Identify the lines that contain the word "page" and copy each one.

Dataset records:
######
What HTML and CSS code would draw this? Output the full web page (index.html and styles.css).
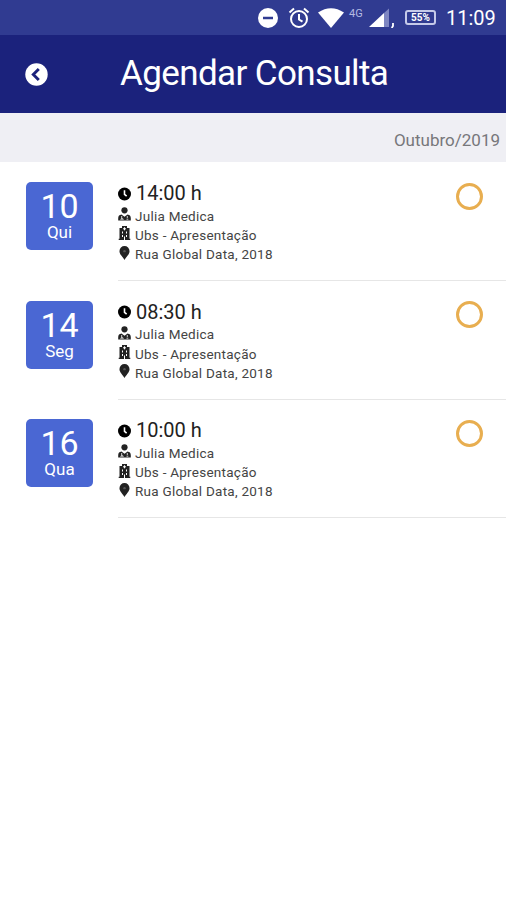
FILE: index.html
```html
<!DOCTYPE html>
<html lang="pt-BR">
<head>
<meta charset="utf-8">
<title>Agendar Consulta</title>
<link rel="stylesheet" href="styles.css">
</head>
<body>
<svg class="defs" width="0" height="0">
  <symbol id="clock" viewBox="0 0 14 14"><circle cx="7" cy="7" r="7"/><path d="M7 3v4.300l2.300 2" fill="none" stroke="#fff" stroke-width="1.700"/></symbol>
  <symbol id="doctor" viewBox="0 0 13 14"><circle cx="6.500" cy="3.300" r="3.100"/><path d="M.2 13.500v-2.300Q.2 8 3.500 7.600l3 2.200 3-2.200q3.300.4 3.300 3.600v2.300z"/><path d="M3.700 9v2.500M3 13v-1.200h2V13M9.300 9v2M8.500 12.200h1.800" fill="none" stroke="#fff" stroke-width=".8"/></symbol>
  <symbol id="hospital" viewBox="0 0 13 14"><path d="M4 0h5v2h2.500v10.800h.8V14H.7v-1.200h.8V2H4z"/><path d="M6.500 1.300v3M5 2.800h3M4.500 5.500v2M8.500 5.500v2M4.500 9v2M8.500 9v2M6.500 10.500V14" fill="none" stroke="#fff" stroke-width="1"/></symbol>
  <symbol id="pin" viewBox="0 0 12 15"><path d="M6 15C4.500 12 .6 9 .6 5.500a5.400 5.400 0 0 1 10.800 0C11.400 9 7.500 12 6 15z"/><circle cx="6" cy="5.500" r="1.300" fill="#555"/></symbol>
</svg>
<div class="status">
  <svg class="dnd" width="20" height="20" viewBox="0 0 20 20"><circle cx="10" cy="10" r="10" fill="#fff"/><path d="M5 10h10" stroke="#303b91" stroke-width="2.500"/></svg>
  <svg class="alarm" width="22" height="22" viewBox="0 0 22 22" fill="none" stroke="#fff" stroke-width="2"><circle cx="11" cy="12" r="8"/><path d="M11 7v5.500l3.500 2.200M1.500 5.500l4.500-4M20.500 5.500l-4.500-4"/></svg>
  <svg class="wifi" width="26" height="20" viewBox="0 0 26 20"><path d="M0 4.500Q13-4 26 4.500L13 20z" fill="#fff"/></svg>
  <span class="net">4G</span>
  <svg class="signal" width="26" height="20" viewBox="0 0 26 20"><path d="M0 19L15 5v14z" fill="#fff"/><path d="M15 5l5-4.500V19h-5z" fill="#7e86c1"/><path d="M24 15v3l-1.300 2" fill="none" stroke="#fff" stroke-width="1.800"/></svg>
  <span class="battery">55%</span>
  <span class="time">11:09</span>
</div>
<header class="bar">
  <svg class="back" width="23" height="23" viewBox="0 0 23 23"><circle cx="11.500" cy="11.500" r="11.200" fill="#fff"/><path d="M13.800 6l-5.500 5.500 5.500 5.500" fill="none" stroke="#1b227c" stroke-width="2.900"/></svg>
  <h1>Agendar Consulta</h1>
</header>
<div class="month"><span>Outubro/2019</span></div>
<main>
  <article class="item">
    <div class="date"><b>10</b><span>Qui</span></div>
    <div class="info">
      <div class="hour"><svg><use href="#clock"/></svg><span>14:00 h</span></div>
      <div class="line who"><svg><use href="#doctor"/></svg><span>Julia Medica</span></div>
      <div class="line unit"><svg><use href="#hospital"/></svg><span>Ubs - Apresentação</span></div>
      <div class="line place"><svg><use href="#pin"/></svg><span>Rua Global Data, 2018</span></div>
      <i class="radio"></i>
    </div>
  </article>
  <article class="item">
    <div class="date"><b>14</b><span>Seg</span></div>
    <div class="info">
      <div class="hour"><svg><use href="#clock"/></svg><span>08:30 h</span></div>
      <div class="line who"><svg><use href="#doctor"/></svg><span>Julia Medica</span></div>
      <div class="line unit"><svg><use href="#hospital"/></svg><span>Ubs - Apresentação</span></div>
      <div class="line place"><svg><use href="#pin"/></svg><span>Rua Global Data, 2018</span></div>
      <i class="radio"></i>
    </div>
  </article>
  <article class="item">
    <div class="date"><b>16</b><span>Qua</span></div>
    <div class="info">
      <div class="hour"><svg><use href="#clock"/></svg><span>10:00 h</span></div>
      <div class="line who"><svg><use href="#doctor"/></svg><span>Julia Medica</span></div>
      <div class="line unit"><svg><use href="#hospital"/></svg><span>Ubs - Apresentação</span></div>
      <div class="line place"><svg><use href="#pin"/></svg><span>Rua Global Data, 2018</span></div>
      <i class="radio"></i>
    </div>
  </article>
</main>
</body>
</html>
```
FILE: styles.css
```css
* { box-sizing: border-box; }
body { margin: 0; background: #fff; font-family: Roboto, "Liberation Sans", sans-serif; color: #222; height: 900px; overflow: hidden; }
.defs { position: absolute; }
.status { height: 35px; background: #303b91; color: #fff; display: flex; align-items: center; padding-left: 258px; }
.status > * { flex: none; }
.alarm { margin-left: 10px; }
.wifi { margin-left: 8px; }
.net { width: 16px; margin: -7px 0 0 5px; font-size: 11px; line-height: 12px; color: #b4bae2; }
.signal { margin-left: 4px; }
.battery { width: 31px; height: 15px; margin-left: 10px; border: 2px solid #c5cae9; border-radius: 3px; font-size: 10px; font-weight: 700; line-height: 11px; text-align: center; }
.time { margin-left: 10px; font-size: 20px; line-height: 36px; padding-top: 1px; }
.bar { height: 78px; background: #1b227c; color: #fff; display: flex; align-items: center; padding-left: 25px; }
h1 { margin: -1px 0 0 72px; font-size: 35px; font-weight: 400; line-height: 42px; white-space: nowrap; letter-spacing: -.62px; }
.month { height: 49px; background: #efeff4; display: flex; align-items: center; justify-content: flex-end; padding: 5px 6px 0 0; font-size: 17px; color: #77777b; }
.item { height: 118.600px; display: flex; padding-left: 26px; }
.date { width: 67px; height: 68px; margin-top: 20px; border-radius: 5px; background: #4a67d3; color: #fff; text-align: center; display: flex; flex-direction: column; padding-top: 8px; }
.date b { font-size: 34px; font-weight: 400; line-height: 33px; }
.date span { font-size: 17px; line-height: 19px; }
.info { flex: 1; height: 119.200px; margin-left: 25px; padding-top: 19px; border-bottom: 1px solid #e6e6e6; position: relative; }
.hour, .line { display: flex; align-items: center; white-space: nowrap; }
.hour { height: 25px; font-size: 20px; }
.hour svg { width: 13px; height: 14px; margin-right: 5px; }
.hour span { margin-top: -1px; }
.line { height: 19.300px; font-size: 13.500px; letter-spacing: .25px; color: #444; }
.line svg { width: 13px; height: 14px; margin-right: 4px; margin-top: -3px; fill: #222; }
.radio { position: absolute; left: 338px; top: 20.500px; width: 27px; height: 27px; border: 3px solid #e8ae50; border-radius: 50%; }
```
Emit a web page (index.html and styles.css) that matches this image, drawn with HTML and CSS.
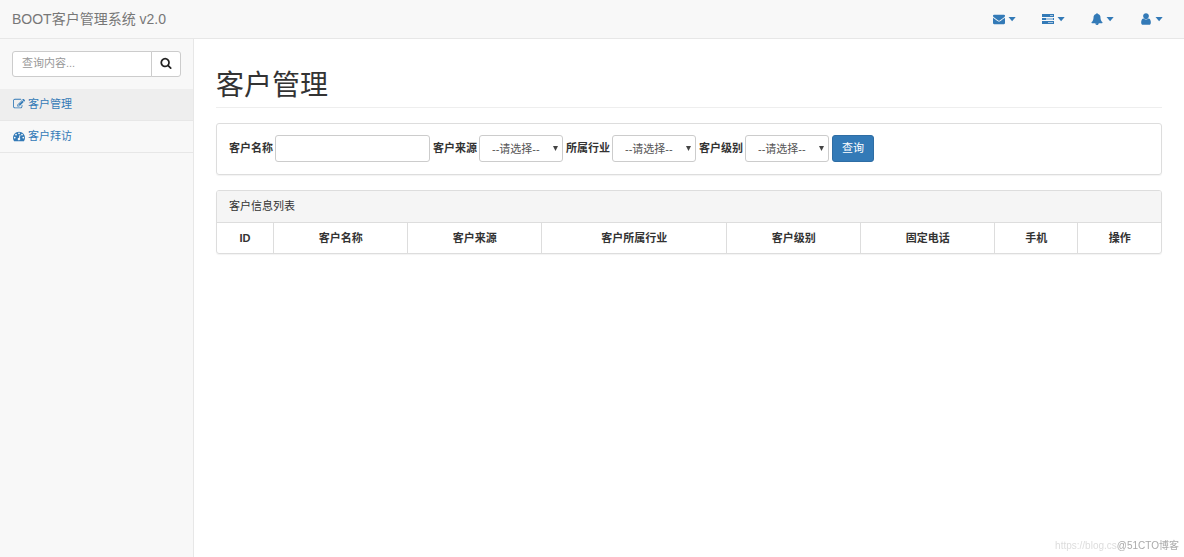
FILE: index.html
```html
<!DOCTYPE html>
<html lang="zh-CN">
<head>
<meta charset="utf-8">
<title>客户管理 - BOOT客户管理系统</title>
<link rel="stylesheet" href="styles.css">
</head>
<body>
<svg class="sprite" aria-hidden="true">
  <symbol id="caret" viewBox="0 0 8 12"><path d="M0.500 4h7.200l-3.600 4.200z"/></symbol>
</svg>
<header class="navbar">
  <a class="brand" href="#">BOOT客户管理系统 v2.0</a>
  <nav class="top-links">
    <a href="#" aria-label="消息">
      <svg class="icon" viewBox="0 0 1792 1792"><path d="M1792 710v794q0 66-47 113t-113 47h-1472q-66 0-113-47t-47-113v-794q44 49 101 87 362 246 497 345 57 42 92.5 65.5t94.500 48 110 24.500h2q51 0 110-24.500t94.500-48 92.500-65.500q170-123 498-345 57-39 100-87zm0-294q0 79-49 151t-122 123q-376 261-468 325-10 7-42.500 31t-54 38.500-52 32.500-57.500 27-50 9h-2q-23 0-50-9t-57.500-27-52-32.500-54-38.500-42.500-31q-91-64-262-182.500t-205-142.500q-62-42-117-115.500t-55-136.500q0-78 41.500-130t118.500-52h1472q65 0 112.500 47t47.500 113z"/></svg>
      <svg class="caret"><use href="#caret"/></svg>
    </a>
    <a href="#" aria-label="任务">
      <svg class="icon" viewBox="0 0 12 12"><path d="M0 1h12v3H0zM0 5h12v2H0zM0 8h12v3H0z"/><path class="tint" d="M8 2h3v1H8zM4 5h7v2H4zM6 9h5v1H6z"/></svg>
      <svg class="caret"><use href="#caret"/></svg>
    </a>
    <a href="#" aria-label="通知">
      <svg class="icon" viewBox="0 0 1792 1792"><path d="M912 1696q0-16-16-16-59 0-101.500-42.500t-42.500-101.500q0-16-16-16t-16 16q0 73 51.500 124.500t124.500 51.500q16 0 16-16zm816-288q0 52-38 90t-90 38h-448q0 106-75 181t-181 75-181-75-75-181h-448q-52 0-90-38t-38-90q50-42 91-88t85-119.500 74.500-158.500 50-206 19.500-260q0-152 117-282.500t307-158.500q-8-19-8-39 0-40 28-68t68-28 68 28 28 68q0 20-8 39 190 28 307 158.500t117 282.500q0 139 19.500 260t50 206 74.500 158.500 85 119.500 91 88z"/></svg>
      <svg class="caret"><use href="#caret"/></svg>
    </a>
    <a href="#" aria-label="用户">
      <svg class="icon" viewBox="100 100 1592 1592"><path d="M1536 1399q0 109-62.500 187t-150.500 78h-854q-88 0-150.500-78t-62.500-187q0-85 8.500-160.500t31.500-152 58.500-131 94-89 134.500-34.500q131 128 313 128t313-128q76 0 134.500 34.500t94 89 58.500 131 31.500 152 8.500 160.500zm-256-887q0 159-112.500 271.500t-271.500 112.500-271.500-112.500-112.500-271.500 112.500-271.500 271.500-112.500 271.500 112.500 112.500 271.500z"/></svg>
      <svg class="caret"><use href="#caret"/></svg>
    </a>
  </nav>
</header>
<div class="layout">
  <aside class="sidebar">
    <form class="search">
      <input type="text" placeholder="查询内容..." aria-label="查询内容">
      <button type="button" aria-label="搜索">
        <svg class="icon" viewBox="0 0 1792 1792"><path d="M1216 832q0-185-131.500-316.500t-316.500-131.500-316.500 131.500-131.500 316.500 131.500 316.500 316.500 131.500 316.500-131.500 131.500-316.500zm512 832q0 52-38 90t-90 38q-54 0-90-38l-343-342q-179 124-399 124-143 0-273.500-55.500t-225-150-150-225-55.500-273.500 55.500-273.500 150-225 225-150 273.500-55.500 273.500 55.500 225 150 150 225 55.500 273.500q0 220-124 399l343 343q37 37 37 90z"/></svg>
      </button>
    </form>
    <nav class="menu">
      <a class="active" href="#">
        <svg class="icon" viewBox="0 0 1792 1792"><path d="M888 1184l116-116-152-152-116 116v56h96v96h56zm440-720q-16-16-33 1l-350 350q-17 17-1 33t33-1l350-350q17-17 1-33zm80 594v190q0 119-84.500 203.500t-203.500 84.500h-832q-119 0-203.500-84.500t-84.500-203.500v-832q0-119 84.500-203.500t203.500-84.500h832q63 0 117 25 15 7 18 23 3 17-9 29l-49 49q-14 14-32 8-23-6-45-6h-832q-66 0-113 47t-47 113v832q0 66 47 113t113 47h832q66 0 113-47t47-113v-126q0-13 9-22l64-64q15-15 35-7t20 29zm-96-738l288 288-672 672h-288v-288zm444 132l-92 92-288-288 92-92q28-28 68-28t68 28l152 152q28 28 28 68t-28 68z"/></svg>
        客户管理
      </a>
      <a href="#">
        <svg class="icon" viewBox="0 0 1792 1792"><path d="M384 1152q0-53-37.500-90.500t-90.500-37.500-90.500 37.500-37.500 90.500 37.500 90.500 90.500 37.500 90.500-37.500 37.500-90.500zm192-448q0-53-37.500-90.500t-90.500-37.500-90.500 37.500-37.500 90.500 37.500 90.500 90.500 37.500 90.500-37.500 37.500-90.500zm428 481l101-382q6-26-7.500-48.500t-38.500-29.500-48 6.500-30 39.500l-101 382q-60 5-107 43.500t-63 98.500q-20 77 20 146t117 89 146-20 89-117q16-60-6-117t-72-91zm660-33q0-53-37.500-90.500t-90.500-37.500-90.500 37.500-37.500 90.500 37.500 90.500 90.500 37.500 90.500-37.500 37.500-90.500zm-640-640q0-53-37.500-90.500t-90.500-37.500-90.500 37.500-37.500 90.500 37.500 90.500 90.500 37.500 90.500-37.500 37.500-90.500zm448 192q0-53-37.500-90.500t-90.500-37.500-90.500 37.500-37.500 90.500 37.500 90.500 90.500 37.500 90.500-37.500 37.500-90.500zm320 448q0 261-141 483-19 29-54 29h-1402q-35 0-54-29-141-221-141-483 0-182 71-348t191-286 286-191 348-71 348 71 286 191 191 286 71 348z"/></svg>
        客户拜访
      </a>
    </nav>
  </aside>
  <main class="content">
    <h1>客户管理</h1>
    <form class="panel filters">
      <label for="name">客户名称</label>
      <input id="name" type="text">
      <label for="source">客户来源</label>
      <span class="select"><select id="source"><option>--请选择--</option></select></span>
      <label for="industry">所属行业</label>
      <span class="select"><select id="industry"><option>--请选择--</option></select></span>
      <label for="level">客户级别</label>
      <span class="select"><select id="level"><option>--请选择--</option></select></span>
      <button type="button">查询</button>
    </form>
    <section class="panel list">
      <div class="panel-heading">客户信息列表</div>
      <table>
        <colgroup><col class="w-id"><col class="w-mid"><col class="w-mid"><col class="w-wide"><col class="w-mid"><col class="w-mid"><col class="w-small"><col class="w-small"></colgroup>
        <thead>
          <tr><th>ID</th><th>客户名称</th><th>客户来源</th><th>客户所属行业</th><th>客户级别</th><th>固定电话</th><th>手机</th><th>操作</th></tr>
        </thead>
      </table>
    </section>
  </main>
</div>
<div class="watermark"><span class="url">https://blog.cs</span><span class="owner">@51CTO博客</span></div>
</body>
</html>
```
FILE: styles.css
```css
* { box-sizing: border-box; }

body {
  display: flex;
  flex-direction: column;
  min-height: 100vh;
  margin: 0;
  background: #f8f8f8;
  color: #333;
  font: 11px/16px "Liberation Sans", "Noto Sans CJK SC", sans-serif;
}

a { color: #337ab7; text-decoration: none; }
input, select, button { font: inherit; }

.sprite { position: absolute; width: 0; height: 0; }
.icon { width: 12px; height: 12px; fill: currentColor; }
.icon .tint { fill: #a9c6e0; }
.caret { width: 8px; height: 12px; fill: currentColor; }

.navbar {
  display: flex;
  justify-content: space-between;
  align-items: center;
  height: 39px;
  padding: 0 21px 1px 12px;
  border-bottom: 1px solid #e7e7e7;
}
.brand { color: #777; font-size: 14px; }
.top-links { display: flex; gap: 26px; }
.top-links a { display: flex; align-items: center; gap: 3px; }

.layout { display: flex; flex: 1; }

.sidebar { width: 193px; }
.search { display: flex; padding: 12px; }
.search input {
  flex: 1;
  min-width: 0;
  height: 26px;
  padding: 0 9px 2px;
  border: 1px solid #ccc;
  border-radius: 3px 0 0 3px;
  background: #fff;
}
.search input::placeholder { color: #999; }
.search button {
  display: flex;
  align-items: center;
  justify-content: center;
  width: 30px;
  margin-left: -1px;
  padding: 0 0 2px;
  border: 1px solid #ccc;
  border-radius: 0 3px 3px 0;
  background: #fff;
  color: #222;
}
.menu a {
  display: flex;
  align-items: center;
  gap: 3px;
  height: 32px;
  padding: 0 13px 2px;
  border-bottom: 1px solid #e7e7e7;
}
.menu .active { background: #eee; }

.content {
  flex: 1;
  min-width: 0;
  padding: 30px 22px 0;
  border-left: 1px solid #e7e7e7;
  background: #fff;
}
h1 {
  margin: 0 0 15px;
  padding-bottom: 5px;
  border-bottom: 1px solid #eee;
  font-size: 28px;
  line-height: 33px;
  font-weight: 400;
}

.panel {
  margin-bottom: 15px;
  border: 1px solid #ddd;
  border-radius: 3px;
  box-shadow: 0 1px 1px rgba(0, 0, 0, .05);
}
.filters {
  display: flex;
  flex-wrap: wrap;
  align-items: center;
  gap: 3px;
  padding: 11px 12px 12px;
}
.filters label {
  width: 43px;
  padding-bottom: 2px;
  font-weight: 700;
  white-space: nowrap;
}
.filters input, .filters select {
  height: 27px;
  border: 1px solid #ccc;
  border-radius: 3px;
  background: #fff;
  color: #555;
}
.filters input { width: 155px; padding: 0 9px; }
.select { position: relative; }
.select select {
  display: block;
  width: 84px;
  padding: 1px 12px 0;
  appearance: none;
}
.select::after {
  content: "";
  position: absolute;
  top: 11px;
  right: 5px;
  width: 5px;
  height: 5px;
  background: #444;
  clip-path: polygon(0 0, 100% 0, 50% 100%);
  pointer-events: none;
}
.filters button {
  height: 27px;
  padding: 0 9px 2px;
  border: 1px solid #2e6da4;
  border-radius: 3px;
  background: #337ab7;
  color: #fff;
}

.panel-heading {
  padding: 7px 12px 8px;
  border-bottom: 1px solid #ddd;
  background: #f5f5f5;
}
.list { overflow: hidden; }
table { width: 100%; border-collapse: collapse; table-layout: fixed; }
th { height: 30px; padding: 0 6px; text-align: center; }
th + th { border-left: 1px solid #ddd; }
.w-id { width: 6%; }
.w-mid { width: 14.2%; }
.w-wide { width: 19.6%; }
.w-small { width: 8.8%; }

.watermark {
  position: fixed;
  right: 5px;
  bottom: 3px;
  display: flex;
  font-size: 10px;
  line-height: 16px;
}
.watermark .url { color: #ddd; }
.watermark .owner { color: #aaa; }
```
######
## Solution below
What HTML and CSS code would draw this? Output the full web page (index.html and styles.css).
Emit a web page (index.html and styles.css) that matches this image, drawn with HTML and CSS.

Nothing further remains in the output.